You can book train trips on the Rail Europe website. Don’t be afraid to play around with your times. We were going to travel on Eurostar to Paris around 10am to avoid some of what we expected to be peak hour travel from Victoria Station (near where we were staying) to St Pancras International, but if we took the earlier Eurostar train, we could book first class tickets for AUD70 less than we’d have paid for second class tickets on the later train. We figured the cost saving and included breakfast would be worth the potential extra hassle. To get to the F1 from Paris we bought tickets from Rail Europe before leaving Australia. We caught a train from Paris Gare d’Est to Karlsruhe in Germany, changed trains to a local service then again at small suburban station on to Speyer.

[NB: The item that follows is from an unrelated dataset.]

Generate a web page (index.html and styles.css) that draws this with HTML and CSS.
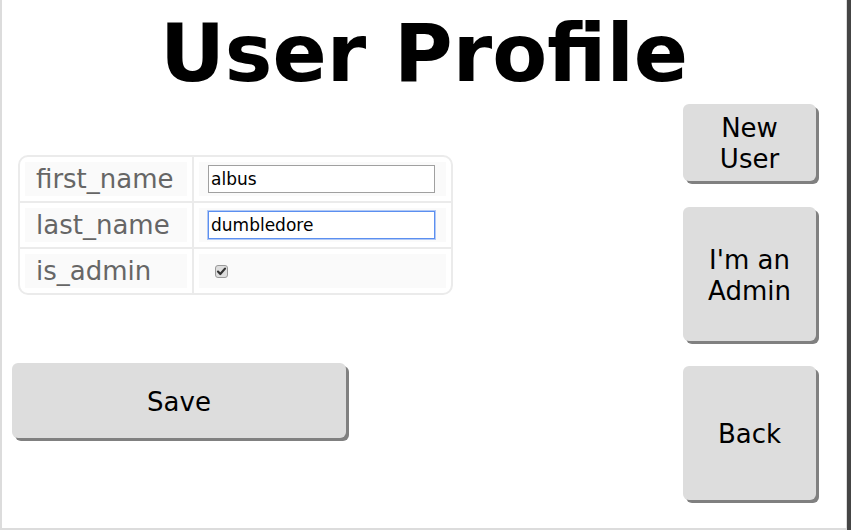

Total travel time was about four hours.

On the Wednesday after the race we were flying out of Frankfurt airport, so to get from Speyer to Frankfurt we caught a taxi to the Speyer Bahnhof, caught the train to Mannheim, then changed trains to the line that stopped at Frankfurt airport (Flughafen).

We would happily go back there. Hockenheimring was so well organised, clean and friendly. The toilets were plentiful, and never seemed to run out of supplies. The only faults I could think of was the amount of cigarette smoking there (a 20 pack of cigarettes costs €6 in Germany, and can be bought from a vending machine on a street corner, whereas in Australia they cost around $25 and you have to find a shop that sells them), and the inevitable fizzy mineral water at the track. If you want still water bring your own; we bought two 1.5L bottles of still water from a supermarket in Speyer for 11c each, and the gate staff had no issues with us bringing in our own fruit and water. There is a beer garden at the track, and so many different food stalls you can have almost anything; a healthy sandwich to bratwurst in a bun, Nutella crepes and waffles to pretzels (brezels).

TL;DR two thumbs up, would go again.